What the task requires: Copy every line that holds "screenshot".

### The records ###

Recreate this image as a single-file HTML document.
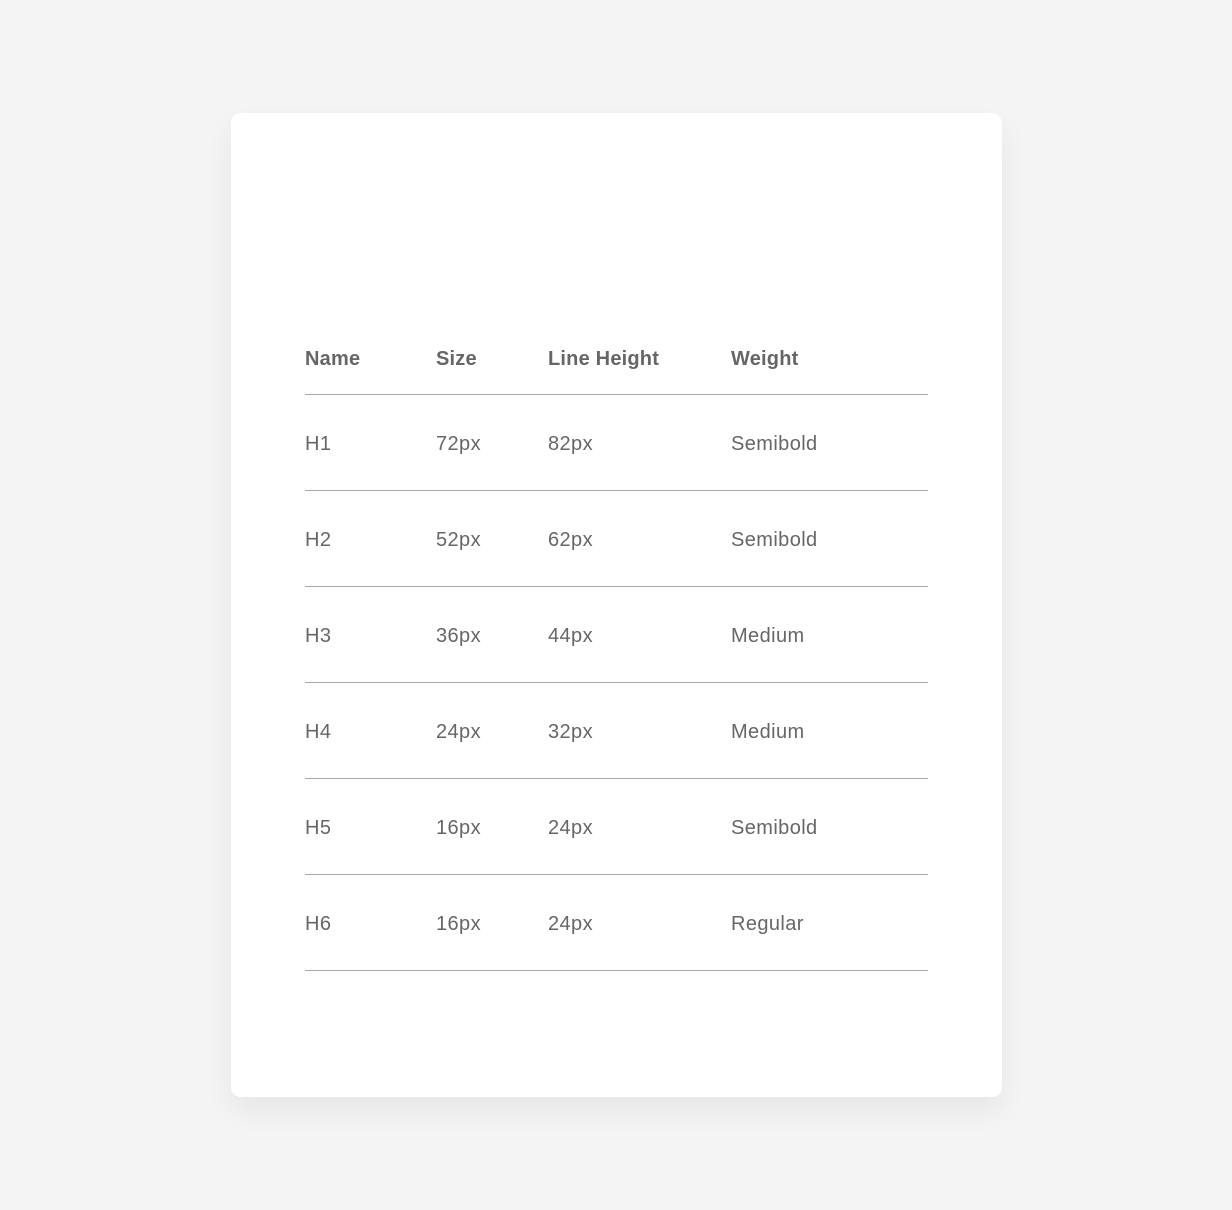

###
### The records ###

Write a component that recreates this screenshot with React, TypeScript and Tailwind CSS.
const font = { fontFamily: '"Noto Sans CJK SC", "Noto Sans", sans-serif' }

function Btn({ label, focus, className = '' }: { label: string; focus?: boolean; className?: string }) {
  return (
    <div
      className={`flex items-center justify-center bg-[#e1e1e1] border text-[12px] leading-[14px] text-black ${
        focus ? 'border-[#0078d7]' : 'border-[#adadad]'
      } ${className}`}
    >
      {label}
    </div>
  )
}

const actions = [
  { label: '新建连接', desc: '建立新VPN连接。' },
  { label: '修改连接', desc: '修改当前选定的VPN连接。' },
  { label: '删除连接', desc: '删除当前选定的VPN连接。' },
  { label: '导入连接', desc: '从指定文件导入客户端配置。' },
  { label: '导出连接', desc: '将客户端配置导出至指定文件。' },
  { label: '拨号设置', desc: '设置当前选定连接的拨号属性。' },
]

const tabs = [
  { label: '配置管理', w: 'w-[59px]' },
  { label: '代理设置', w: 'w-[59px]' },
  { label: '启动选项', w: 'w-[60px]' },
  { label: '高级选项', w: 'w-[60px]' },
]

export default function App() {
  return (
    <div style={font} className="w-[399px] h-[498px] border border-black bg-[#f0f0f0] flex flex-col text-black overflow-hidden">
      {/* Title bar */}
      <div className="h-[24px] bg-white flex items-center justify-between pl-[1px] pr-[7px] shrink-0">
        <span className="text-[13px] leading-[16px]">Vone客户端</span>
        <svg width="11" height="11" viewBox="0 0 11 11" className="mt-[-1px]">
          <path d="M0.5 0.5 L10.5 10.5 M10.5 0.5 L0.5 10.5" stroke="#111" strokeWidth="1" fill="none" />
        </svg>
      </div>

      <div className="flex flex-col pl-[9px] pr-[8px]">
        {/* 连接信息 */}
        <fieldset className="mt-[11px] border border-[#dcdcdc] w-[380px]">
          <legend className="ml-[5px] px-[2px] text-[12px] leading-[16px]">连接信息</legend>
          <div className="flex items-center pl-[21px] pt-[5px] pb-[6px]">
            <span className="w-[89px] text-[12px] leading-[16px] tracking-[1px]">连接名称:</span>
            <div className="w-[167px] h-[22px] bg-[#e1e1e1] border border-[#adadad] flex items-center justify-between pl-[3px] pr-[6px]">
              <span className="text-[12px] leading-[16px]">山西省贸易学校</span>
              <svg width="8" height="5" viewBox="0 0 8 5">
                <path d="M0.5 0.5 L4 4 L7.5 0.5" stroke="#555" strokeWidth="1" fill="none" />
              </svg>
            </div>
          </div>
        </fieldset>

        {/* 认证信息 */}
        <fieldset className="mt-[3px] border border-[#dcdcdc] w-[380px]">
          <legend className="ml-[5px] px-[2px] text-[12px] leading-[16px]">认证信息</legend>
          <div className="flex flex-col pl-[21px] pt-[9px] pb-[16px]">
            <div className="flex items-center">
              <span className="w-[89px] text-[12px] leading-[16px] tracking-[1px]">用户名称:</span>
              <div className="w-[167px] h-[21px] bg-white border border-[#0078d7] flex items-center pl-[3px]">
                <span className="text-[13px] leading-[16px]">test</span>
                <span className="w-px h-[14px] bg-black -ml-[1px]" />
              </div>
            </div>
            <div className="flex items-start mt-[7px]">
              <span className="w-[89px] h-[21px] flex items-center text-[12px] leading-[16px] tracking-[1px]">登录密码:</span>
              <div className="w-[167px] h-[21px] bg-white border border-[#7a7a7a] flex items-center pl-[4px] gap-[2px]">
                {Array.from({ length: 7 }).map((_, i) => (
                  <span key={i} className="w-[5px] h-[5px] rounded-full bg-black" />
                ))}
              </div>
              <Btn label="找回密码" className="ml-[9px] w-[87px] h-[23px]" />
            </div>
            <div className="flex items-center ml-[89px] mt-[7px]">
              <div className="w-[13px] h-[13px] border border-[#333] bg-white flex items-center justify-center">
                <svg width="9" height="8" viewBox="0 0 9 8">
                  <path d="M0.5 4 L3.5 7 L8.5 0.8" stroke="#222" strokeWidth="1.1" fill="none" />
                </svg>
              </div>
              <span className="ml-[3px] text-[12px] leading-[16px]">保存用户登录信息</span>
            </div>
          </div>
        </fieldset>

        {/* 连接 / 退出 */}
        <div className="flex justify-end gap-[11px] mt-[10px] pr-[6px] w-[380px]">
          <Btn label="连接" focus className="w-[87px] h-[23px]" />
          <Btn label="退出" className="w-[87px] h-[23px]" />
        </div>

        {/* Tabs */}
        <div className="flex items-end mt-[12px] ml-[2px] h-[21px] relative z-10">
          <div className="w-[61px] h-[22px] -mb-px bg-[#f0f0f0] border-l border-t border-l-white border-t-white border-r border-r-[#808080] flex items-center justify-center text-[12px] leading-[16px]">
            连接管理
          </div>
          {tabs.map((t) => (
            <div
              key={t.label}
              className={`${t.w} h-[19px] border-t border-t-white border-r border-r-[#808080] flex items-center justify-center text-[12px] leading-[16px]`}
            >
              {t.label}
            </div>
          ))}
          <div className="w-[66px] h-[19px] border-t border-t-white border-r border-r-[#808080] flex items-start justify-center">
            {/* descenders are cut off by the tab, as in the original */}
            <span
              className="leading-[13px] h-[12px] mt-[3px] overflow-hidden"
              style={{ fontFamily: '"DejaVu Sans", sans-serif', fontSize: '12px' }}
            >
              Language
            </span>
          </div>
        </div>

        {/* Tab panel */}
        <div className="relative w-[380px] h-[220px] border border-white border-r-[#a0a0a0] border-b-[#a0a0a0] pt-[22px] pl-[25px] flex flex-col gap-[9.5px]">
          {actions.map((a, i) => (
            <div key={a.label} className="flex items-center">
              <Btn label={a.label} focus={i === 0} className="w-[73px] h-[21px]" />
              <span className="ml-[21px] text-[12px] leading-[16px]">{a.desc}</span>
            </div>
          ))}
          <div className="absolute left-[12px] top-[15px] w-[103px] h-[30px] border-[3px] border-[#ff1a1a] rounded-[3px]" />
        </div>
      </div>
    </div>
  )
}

###
### The records ###

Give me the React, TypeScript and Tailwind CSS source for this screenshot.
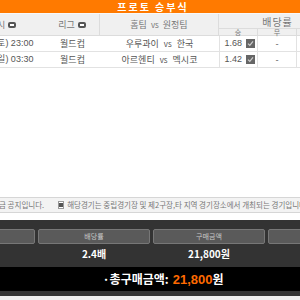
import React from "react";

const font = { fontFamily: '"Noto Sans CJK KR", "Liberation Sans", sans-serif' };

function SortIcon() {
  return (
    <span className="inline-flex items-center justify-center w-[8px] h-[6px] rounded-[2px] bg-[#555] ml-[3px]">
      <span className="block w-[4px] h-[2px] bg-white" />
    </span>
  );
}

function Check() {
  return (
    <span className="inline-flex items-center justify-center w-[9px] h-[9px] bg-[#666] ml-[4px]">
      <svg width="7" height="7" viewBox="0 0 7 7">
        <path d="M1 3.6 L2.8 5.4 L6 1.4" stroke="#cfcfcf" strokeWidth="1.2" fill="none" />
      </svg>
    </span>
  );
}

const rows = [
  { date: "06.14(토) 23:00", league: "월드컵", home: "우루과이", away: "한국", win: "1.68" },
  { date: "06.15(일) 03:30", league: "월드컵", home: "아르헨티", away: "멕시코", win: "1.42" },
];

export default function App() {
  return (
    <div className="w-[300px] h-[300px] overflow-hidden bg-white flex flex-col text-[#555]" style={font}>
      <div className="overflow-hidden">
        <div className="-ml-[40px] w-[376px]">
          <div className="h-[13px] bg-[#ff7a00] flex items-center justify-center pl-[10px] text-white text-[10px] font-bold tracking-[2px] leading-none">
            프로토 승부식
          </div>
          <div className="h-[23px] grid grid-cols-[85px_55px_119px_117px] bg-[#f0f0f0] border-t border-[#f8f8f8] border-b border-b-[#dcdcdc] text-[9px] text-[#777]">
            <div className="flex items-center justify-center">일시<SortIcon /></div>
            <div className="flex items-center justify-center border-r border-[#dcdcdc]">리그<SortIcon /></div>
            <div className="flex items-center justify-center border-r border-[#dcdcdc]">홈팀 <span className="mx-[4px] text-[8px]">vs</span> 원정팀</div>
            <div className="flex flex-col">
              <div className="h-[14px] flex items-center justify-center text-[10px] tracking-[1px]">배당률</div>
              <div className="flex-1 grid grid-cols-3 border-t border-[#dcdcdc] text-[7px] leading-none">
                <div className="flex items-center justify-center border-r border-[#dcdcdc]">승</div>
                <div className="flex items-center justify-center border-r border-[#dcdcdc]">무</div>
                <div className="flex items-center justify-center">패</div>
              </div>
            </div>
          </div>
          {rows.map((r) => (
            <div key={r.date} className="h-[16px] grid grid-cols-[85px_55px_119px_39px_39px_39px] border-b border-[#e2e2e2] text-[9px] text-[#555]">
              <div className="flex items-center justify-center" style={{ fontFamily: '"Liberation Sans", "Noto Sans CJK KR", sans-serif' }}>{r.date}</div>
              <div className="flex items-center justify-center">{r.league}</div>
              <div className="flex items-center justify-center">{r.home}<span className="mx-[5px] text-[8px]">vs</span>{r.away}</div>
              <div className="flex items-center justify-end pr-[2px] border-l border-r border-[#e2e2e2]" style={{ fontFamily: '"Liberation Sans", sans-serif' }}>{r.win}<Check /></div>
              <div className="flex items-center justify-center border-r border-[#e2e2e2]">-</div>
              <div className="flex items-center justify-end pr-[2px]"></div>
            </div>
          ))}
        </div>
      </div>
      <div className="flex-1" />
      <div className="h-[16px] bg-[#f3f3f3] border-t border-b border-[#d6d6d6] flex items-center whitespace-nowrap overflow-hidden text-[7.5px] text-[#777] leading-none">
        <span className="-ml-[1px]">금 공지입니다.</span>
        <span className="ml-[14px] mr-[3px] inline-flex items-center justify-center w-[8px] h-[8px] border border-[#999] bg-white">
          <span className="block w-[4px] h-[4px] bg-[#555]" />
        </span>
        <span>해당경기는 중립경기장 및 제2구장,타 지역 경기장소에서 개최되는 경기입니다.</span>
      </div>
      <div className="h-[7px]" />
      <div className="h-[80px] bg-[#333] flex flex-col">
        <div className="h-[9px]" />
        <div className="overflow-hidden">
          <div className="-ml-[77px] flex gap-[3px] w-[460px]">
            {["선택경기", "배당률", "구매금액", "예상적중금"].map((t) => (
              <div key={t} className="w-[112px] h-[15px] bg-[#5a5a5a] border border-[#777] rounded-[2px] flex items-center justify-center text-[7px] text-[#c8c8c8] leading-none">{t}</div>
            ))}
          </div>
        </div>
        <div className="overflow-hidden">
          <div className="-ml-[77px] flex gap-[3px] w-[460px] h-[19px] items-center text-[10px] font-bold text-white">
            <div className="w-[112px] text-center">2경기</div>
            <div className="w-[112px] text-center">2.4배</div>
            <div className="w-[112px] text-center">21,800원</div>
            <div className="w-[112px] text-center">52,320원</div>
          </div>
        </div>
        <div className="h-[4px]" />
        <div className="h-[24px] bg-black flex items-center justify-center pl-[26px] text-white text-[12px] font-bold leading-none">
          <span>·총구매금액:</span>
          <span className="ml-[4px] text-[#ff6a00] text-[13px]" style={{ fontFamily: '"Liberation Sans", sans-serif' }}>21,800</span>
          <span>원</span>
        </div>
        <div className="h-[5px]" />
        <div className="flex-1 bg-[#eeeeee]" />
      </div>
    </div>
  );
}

###

Task result:
Write a component that recreates this screenshot with React, TypeScript and Tailwind CSS.
Give me the React, TypeScript and Tailwind CSS source for this screenshot.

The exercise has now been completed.